Under what circumstances can sheriff's office personnel view live or stored footage
The effective range/radius of passive surveillance captured when the plane is operating.
All policies related to footage storage and retention.
I’m still awaiting any documents, which is suggestive of how seriously the Sheriff’s Office and County Commission take this new ability to spy on the people of Polk County at will.
If you want to see the full discussion of school zone cameras leading up to Wilson, you can see that here.
Every county should have a Billy Townsend to hold the public authorities’ feet to the fire.
They won't share the records.

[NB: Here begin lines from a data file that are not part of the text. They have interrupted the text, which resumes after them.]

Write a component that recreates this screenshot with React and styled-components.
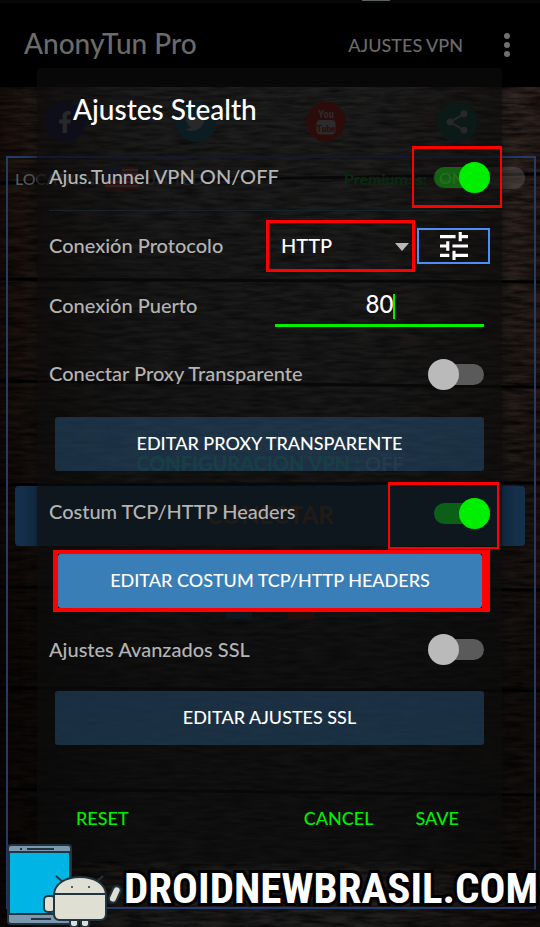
import React, { useState } from 'react'
import styled, { createGlobalStyle } from 'styled-components'
import { FaFacebookF, FaTwitter } from 'react-icons/fa'
import { MdShare } from 'react-icons/md'

function Switch({ id, label, checked, onChange }) {
    return <SwitchInput
        type="checkbox"
        role="switch"
        id={id}
        aria-label={label}
        checked={checked}
        onChange={onChange}
    />
}

function TuneIcon() {
    return (
        <svg width="28" height="28" viewBox="3 3 18 18" fill="#fff" aria-hidden="true">
            <path d="M3 17v2h6v-2H3zM3 5v2h10V5H3zm10 16v-2h8v-2h-8v-2h-2v6h2zM7 9v2H3v2h4v2h2V9H7zm14 4v-2H11v2h10zm-6-4h2V7h4V5h-4V3h-2v6z" />
        </svg>
    )
}

function WoodTexture() {
    return (
        <Wood aria-hidden="true" preserveAspectRatio="none">
            <filter id="grain" x="0" y="0" width="100%" height="100%">
                <feTurbulence type="fractalNoise" baseFrequency="0.04 0.26" numOctaves="5" seed="8" />
                <feColorMatrix values="0 0 0 0 0  0 0 0 0 0  0 0 0 0 0  1.3 0 0 0 -0.35" />
            </filter>
            <rect width="100%" height="100%" filter="url(#grain)" />
            <g stroke="#000" strokeWidth="3">
                <line x1="0" y1="96" x2="100%" y2="87" />
                <line x1="0" y1="192" x2="100%" y2="195" />
                <line x1="0" y1="294" x2="100%" y2="300" />
                <line x1="0" y1="398" x2="100%" y2="396" />
                <line x1="0" y1="500" x2="100%" y2="503" />
                <line x1="0" y1="601" x2="100%" y2="604" />
                <line x1="0" y1="702" x2="100%" y2="708" />
            </g>
        </Wood>
    )
}

function YoutubeIcon() {
    return (
        <svg width="42" height="44" viewBox="0 0 42 44" aria-hidden="true">
            <path fill="#7a0d0d" d="M14 1h14v2h4v3h4v3h3v5h2v4h1v8h-2v5h-2v4h-4v3h-4v3h-4v2H15v-2h-4v-3H7v-3H4v-4H2v-5H0v-8h1v-5h2V9h3V6h4V3h4z" />
            <text x="21" y="18" textAnchor="middle" fill="#777" fontSize="11" fontWeight="700" fontFamily="Roboto Condensed, Liberation Sans Narrow, sans-serif">You</text>
            <rect x="11" y="20" width="20" height="15" rx="4" fill="#777" />
            <text x="21" y="32" textAnchor="middle" fill="#7a0d0d" fontSize="10" fontWeight="700" fontFamily="Roboto Condensed, Liberation Sans Narrow, sans-serif">Tube</text>
        </svg>
    )
}

function Flag() {
    return (
        <svg width="33" height="22" viewBox="0 0 33 22" aria-hidden="true">
            <rect width="33" height="22" fill="#6b6060" />
            <path stroke="#7c1a1a" strokeWidth="2" d="M0 1h33M0 5h33M0 9h33M0 13h33M0 17h33M0 21h33" />
            <rect width="17" height="12" fill="#22285a" />
        </svg>
    )
}

function DroidLogo() {
    return (
        <svg width="116" height="84" viewBox="0 0 116 84" aria-hidden="true">
            <g stroke="#22343f" strokeWidth="2">
                <rect x="2" y="2" width="63" height="79" rx="3" fill="#7b98ae" />
                <rect x="3" y="9" width="61" height="62" fill="#00b5e6" />
                <path d="M21 6h27M25 76h20" />
                <path d="M14 6h2" />
            </g>
            <g fill="#dfe0d3" stroke="#22343f" strokeWidth="2">
                <path d="M50 33l8 7M97 33l-8 7" />
                <rect x="38" y="53" width="11" height="16" rx="4" />
                <path d="M64 76h8v5q0 3-4 3t-4-3zM75 76h8v5q0 3-4 3t-4-3z" />
                <path d="M48 51c1-10 11-17 26-17s25 7 26 17z" />
                <path d="M48 51h52v20q0 6-6 6H54q-6 0-6-6z" />
                <rect x="105" y="43" width="8" height="17" rx="4" transform="rotate(24 109 51)" />
            </g>
            <circle cx="66" cy="44" r="1" fill="#22343f" />
            <circle cx="83" cy="44" r="1" fill="#22343f" />
        </svg>
    )
}

function MainScreen() {
    return (
        <Screen>
            <StatusBar />
            <AppBar>
                <AppTitle>AnonyTun Pro</AppTitle>
                <BarButton type="button">AJUSTES VPN</BarButton>
                <BarButton type="button" aria-label="Menu">
                    <svg width="8" height="26" viewBox="0 0 8 26" fill="#707070">
                        <circle cx="4" cy="4" r="3" />
                        <circle cx="4" cy="13" r="3" />
                        <circle cx="4" cy="22" r="3" />
                    </svg>
                </BarButton>
            </AppBar>
            <Content>
                <WoodTexture />
                <Socials>
                    <SocialLink href="#facebook" aria-label="Facebook" $color="#161640"><FaFacebookF size={22} /></SocialLink>
                    <SocialLink href="#twitter" aria-label="Twitter" $color="#0a4458"><FaTwitter size={22} /></SocialLink>
                    <SocialLink href="#youtube" aria-label="YouTube"><YoutubeIcon /></SocialLink>
                    <SocialLink href="#share" aria-label="Share" $color="#0a3c30"><MdShare size={28} /></SocialLink>
                </Socials>
                <Frame>
                    <Location>
                        <span>LOCATION:</span>
                        <Flag />
                        <span>UNITED</span>
                        <Premium>Premium is:</Premium>
                        <PremiumSwitch>ON</PremiumSwitch>
                    </Location>
                    <VpnStatus>CONFIGURACION VPN : <span>OFF</span></VpnStatus>
                    <ConnectButton type="button">CONECTAR</ConnectButton>
                    <Markers>
                        <Marker $color="#123246" />
                        <Marker $color="#5a1414" />
                    </Markers>
                </Frame>
            </Content>
        </Screen>
    )
}

function App() {
    const [settings, setSettings] = useState({ tunnel: true, proxy: false, headers: true, ssl: false })
    const [protocol, setProtocol] = useState('HTTP')
    const [port, setPort] = useState('80')

    const toggle = name => () => setSettings({ ...settings, [name]: !settings[name] })

    return (
        <Page>
            <GlobalStyle />
            <MainScreen />
            <Dialog role="dialog" aria-labelledby="title">
                <DialogTitle id="title">Ajustes Stealth</DialogTitle>
                <Row $height={62}>
                    <Label htmlFor="tunnel">Ajus.Tunnel VPN ON/OFF</Label>
                    <SwitchMark>
                        <Switch id="tunnel" checked={settings.tunnel} onChange={toggle('tunnel')} />
                    </SwitchMark>
                </Row>
                <Divider />
                <Row $height={70} $end={12}>
                    <Label htmlFor="protocol">Conexión Protocolo</Label>
                    <SelectBox>
                        <Select id="protocol" value={protocol} onChange={e => setProtocol(e.target.value)}>
                            <option>HTTP</option>
                            <option>SSL</option>
                        </Select>
                        <Arrow width="14" height="8" viewBox="0 0 14 8"><path d="M0 0h14L7 8z" fill="#b9b9b9" /></Arrow>
                    </SelectBox>
                    <TuneButton type="button" aria-label="Opciones"><TuneIcon /></TuneButton>
                </Row>
                <Row $height={50} $end={18}>
                    <Label htmlFor="port">Conexión Puerto</Label>
                    <PortBox>
                        <PortInput id="port" value={port} onChange={e => setPort(e.target.value)} />
                        <Caret />
                    </PortBox>
                </Row>
                <Row $height={86} $end={12}>
                    <Label htmlFor="proxy">Conectar Proxy Transparente</Label>
                    <Switch id="proxy" checked={settings.proxy} onChange={toggle('proxy')} />
                </Row>
                <EditButton type="button">EDITAR PROXY TRANSPARENTE</EditButton>
                <HeadersRow $height={67} $end={3}>
                    <Label htmlFor="headers">Costum TCP/HTTP Headers</Label>
                    <SwitchMark $wide>
                        <Switch id="headers" checked={settings.headers} onChange={toggle('headers')} />
                    </SwitchMark>
                </HeadersRow>
                <ButtonMark>
                    <EditButton type="button" $active>EDITAR COSTUM TCP/HTTP HEADERS</EditButton>
                </ButtonMark>
                <SslRow $height={79} $end={12}>
                    <Label htmlFor="ssl">Ajustes Avanzados SSL</Label>
                    <Switch id="ssl" checked={settings.ssl} onChange={toggle('ssl')} />
                </SslRow>
                <EditButton type="button">EDITAR AJUSTES SSL</EditButton>
                <Actions>
                    <ActionButton type="button">RESET</ActionButton>
                    <Spacer />
                    <ActionButton type="button">CANCEL</ActionButton>
                    <ActionButton type="button">SAVE</ActionButton>
                </Actions>
            </Dialog>
            <Watermark>
                <DroidLogo />
                <SiteName>DROIDNEWBRASIL.COM</SiteName>
            </Watermark>
        </Page>
    )
}

const GlobalStyle = createGlobalStyle`
    * {
        box-sizing: border-box;
    }
    body {
        margin: 0;
        background: #000;
        color: #b4b4b4;
        font-family: Lato, "Liberation Sans", sans-serif;
        font-size: 20px;
        font-weight: 500;
    }
    button, input, select {
        font: inherit;
        color: inherit;
        margin: 0;
        padding: 0;
        border: 0;
        background: none;
    }
    h1, h2 {
        margin: 0;
        font-weight: 500;
    }
`;

/* the screen, the dialog and the watermark share one grid cell */
const Page = styled.div`
    display: grid;
    min-height: 100vh;
    overflow: hidden;
    > * {
        grid-area: 1 / 1;
        min-width: 0;
    }
`;

const Screen = styled.div`
    display: flex;
    flex-direction: column;
    color: #6b6b6b;
`;

const StatusBar = styled.div`
    height: 3px;
    background: #06080a;
    &::before{
        content: "";
        display: block;
        width: 28px;
        height: 1px;
        margin-left: 67%;
        background: #5c605c;
    }
`;

const AppBar = styled.header`
    display: flex;
    align-items: center;
    height: 84px;
    padding: 0 29px 0 24px;
    gap: 40px;
`;

const AppTitle = styled.h1`
    flex: 1;
    padding-bottom: 4px;
    font-size: 28px;
`;

const BarButton = styled.button`
    display: flex;
    color: #6b6b6b;
    font-size: 18px;
`;

const Content = styled.main`
    flex: 1;
    display: flex;
    flex-direction: column;
    position: relative;
    padding-bottom: 18px;
    background:
        linear-gradient(180deg, transparent 0, rgba(0, 0, 0, .25) 35%, rgba(0, 0, 0, .6) 70%, rgba(0, 0, 0, .6) 100%),
        linear-gradient(90deg, #1c100a 0, #4a4847 25%, #54504e 70%, #2e211b 100%);
`;

const Wood = styled.svg`
    position: absolute;
    inset: 0;
    width: 100%;
    height: 100%;
`;

const Socials = styled.nav`
    position: relative;
    display: grid;
    grid-template-columns: repeat(4, 1fr);
    place-items: center;
    height: 69px;
    padding-right: 18px;
`;

const SocialLink = styled.a`
    display: flex;
    align-items: center;
    justify-content: center;
    width: 40px;
    height: 40px;
    border-radius: 50%;
    color: #6b6b6b;
    background: ${props => props.$color || 'none'};
`;

const Frame = styled.section`
    position: relative;
    flex: 1;
    display: flex;
    flex-direction: column;
    margin: 0 4px 0 6px;
    padding: 0 9px 0 7px;
    border: 2px solid #223a6c;
`;

const Location = styled.div`
    display: flex;
    align-items: center;
    gap: 6px;
    height: 40px;
    color: #5a5a5a;
    font-size: 16px;
`;

const Premium = styled.span`
    margin-left: auto;
    color: #08701a;
    font-weight: 700;
`;

const PremiumSwitch = styled.span`
    width: 92px;
    height: 22px;
    padding-left: 6px;
    border-radius: 11px;
    color: #8a8a8a;
    line-height: 22px;
    background: rgba(110, 100, 95, .4);
`;

const VpnStatus = styled.p`
    margin: 246px 0 0;
    padding-bottom: 4px;
    line-height: 38px;
    text-align: center;
    color: #007028;
    font-size: 20px;
    font-weight: 700;
    span{
        color: #5a5a5a;
        font-weight: 500;
    }
`;

const ConnectButton = styled.button`
    height: 60px;
    padding-bottom: 4px;
    border-radius: 4px;
    background: #15304a;
    color: #56402f;
    font-size: 24px;
    font-weight: 700;
`;

const Markers = styled.div`
    display: flex;
    justify-content: center;
    gap: 36px;
    padding-top: 47px;
`;

const Marker = styled.span`
    width: 26px;
    height: 26px;
    background: ${props => props.$color};
`;

const Dialog = styled.section`
    position: relative;
    align-self: start;
    margin: 68px 38px 65px 37px;
    border-radius: 4px;
    background: rgba(12, 12, 12, .7);
    box-shadow: 0 0 16px rgba(0, 0, 0, .5);
`;

const DialogTitle = styled.h2`
    height: 78px;
    padding: 4px 36px 0;
    line-height: 74px;
    color: #fff;
    font-size: 28px;
`;

const Row = styled.div`
    display: flex;
    align-items: center;
    height: ${props => props.$height}px;
    padding-left: 12px;
    padding-right: ${props => props.$end || 0}px;
`;

const Label = styled.label`
    flex: 1;
    padding-bottom: 2px;
    white-space: nowrap;
`;

const HeadersRow = styled(Row)`
    margin: 11px 0 1px;
    ${Label}{
        padding-bottom: 10px;
    }
`;

const SslRow = styled(Row)`
    padding-bottom: 4px;
`;

const Divider = styled.hr`
    height: 1px;
    margin: 2px 18px 0 12px;
    border: 0;
    background: #17232a;
`;

const SwitchMark = styled.div`
    display: flex;
    align-items: center;
    justify-content: flex-end;
    align-self: stretch;
    width: ${props => props.$wide ? '111px' : '90px'};
    padding: ${props => props.$wide ? '0 7px 6px 0' : '0 10px 0 0'};
    border: solid #f00;
    border-width: ${props => props.$wide ? '3px 2px 2px' : '3px 2px'};
`;

const SwitchInput = styled.input`
    appearance: none;
    position: relative;
    width: 62px;
    height: 31px;
    &::before{
        content: "";
        position: absolute;
        inset: 5px 6px;
        border-radius: 11px;
        background: #5a5a5a;
    }
    &::after{
        content: "";
        position: absolute;
        top: 0;
        left: 0;
        width: 31px;
        height: 31px;
        border-radius: 50%;
        background: #bababa;
    }
    &:checked::before{
        background: rgba(10, 238, 10, .34);
    }
    &:checked::after{
        left: auto;
        right: 0;
        background: #00ee00;
    }
`;

const SelectBox = styled.div`
    position: relative;
    flex: 0 0 149px;
    height: 52px;
    margin-right: 2px;
    border: 3px solid #f00;
`;

const Select = styled.select`
    appearance: none;
    width: 100%;
    height: 100%;
    padding: 0 30px 2px 12px;
    color: #fff;
`;

const Arrow = styled.svg`
    position: absolute;
    right: 3px;
    top: 20px;
    pointer-events: none;
`;

const TuneButton = styled.button`
    display: flex;
    align-items: center;
    justify-content: center;
    width: 73px;
    height: 36px;
    border: 2px solid #4f8df7;
`;

const PortBox = styled.div`
    position: relative;
    flex: 0 0 209px;
`;

const PortInput = styled.input`
    display: block;
    width: 100%;
    height: 42px;
    padding-bottom: 2px;
    border-bottom: 3px solid #00ee00;
    outline: 0;
    color: #fff;
    font-size: 24px;
    text-align: center;
    caret-color: #00ee00;
`;

const Caret = styled.span`
    position: absolute;
    top: 9px;
    left: calc(50% + 13px);
    width: 2px;
    height: 25px;
    background: #00ee00;
`;

const EditButton = styled.button`
    display: block;
    width: calc(100% - 36px);
    height: 54px;
    margin: 0 18px;
    padding-bottom: 2px;
    border-radius: 3px;
    background: rgba(42, 92, 130, .45);
    color: #fff;
    font-size: 18px;
    ${props => props.$active && `
        width: 100%;
        margin: 0;
        background: #3a7eb8;
    `}
`;

const ButtonMark = styled.div`
    margin: 0 12px 0 16px;
    border: solid #f00;
    border-width: 4px 8px 4px 5px;
`;

const Actions = styled.div`
    display: flex;
    align-items: center;
    gap: 42px;
    padding: 61px 43px 32px 39px;
`;

const ActionButton = styled.button`
    line-height: 24px;
    color: #00ee00;
    font-size: 18px;
`;

const Spacer = styled.span`
    flex: 1;
`;

const Watermark = styled.footer`
    position: relative;
    align-self: end;
    display: flex;
    align-items: center;
    gap: 2px;
    padding-left: 6px;
    pointer-events: none;
`;

const SiteName = styled.strong`
    padding-top: 6px;
    color: #fff;
    font-family: "Liberation Sans Narrow", "Roboto Condensed", "Open Sans Condensed", "Liberation Sans", sans-serif;
    font-size: 43px;
    font-weight: 700;
    line-height: 50px;
    white-space: nowrap;
    paint-order: stroke fill;
    -webkit-text-stroke: 6px #000;
`;

export default App
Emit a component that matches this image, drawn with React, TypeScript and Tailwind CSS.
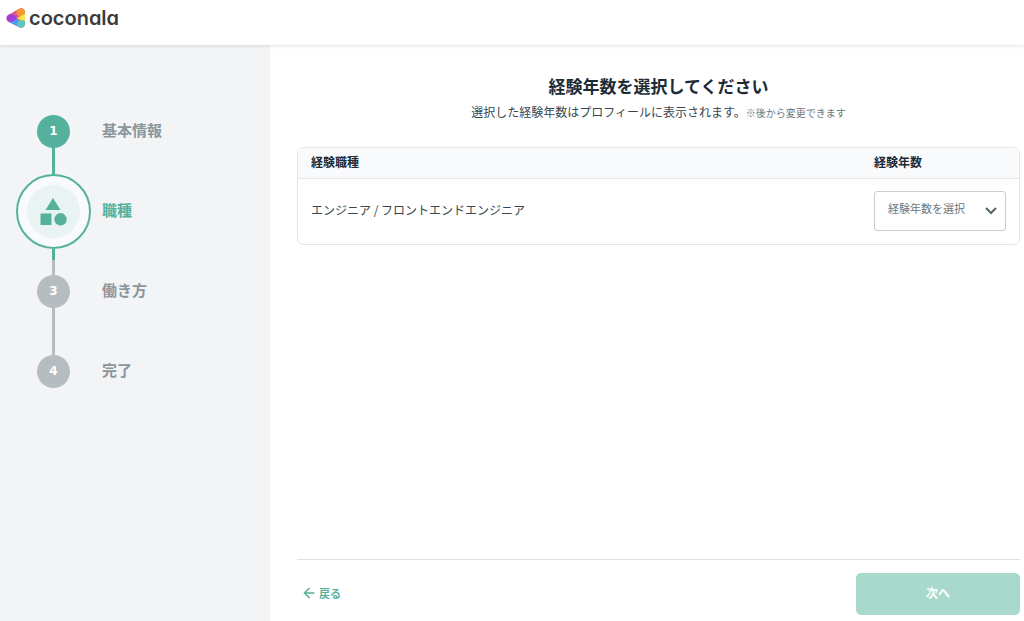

I tried to ask for policies related to the ALPR cameras to see if they were over policing lower income/primarily black and Latino neighborhood populations (because we know they are.) They stated surviellance information is an exception to the open records law (including how many cameras there are and what they have spent on them.)
I will say that they placed one of those cameras on 540 (one of the mobile ones affixed to the back of those Sheriff speed limit signs) and I complained to George Lindsay about it. Despite him claiming that he knew nothing about the cameras, it was removed from 540.
They do place the mobile alpr cameras in abandoned cars and on the back of the speed limits signs from time to time and it's not clear what or who they are looking for/monitoring. There is currently one on Clubhouse Road.
But we still can't have body cameras.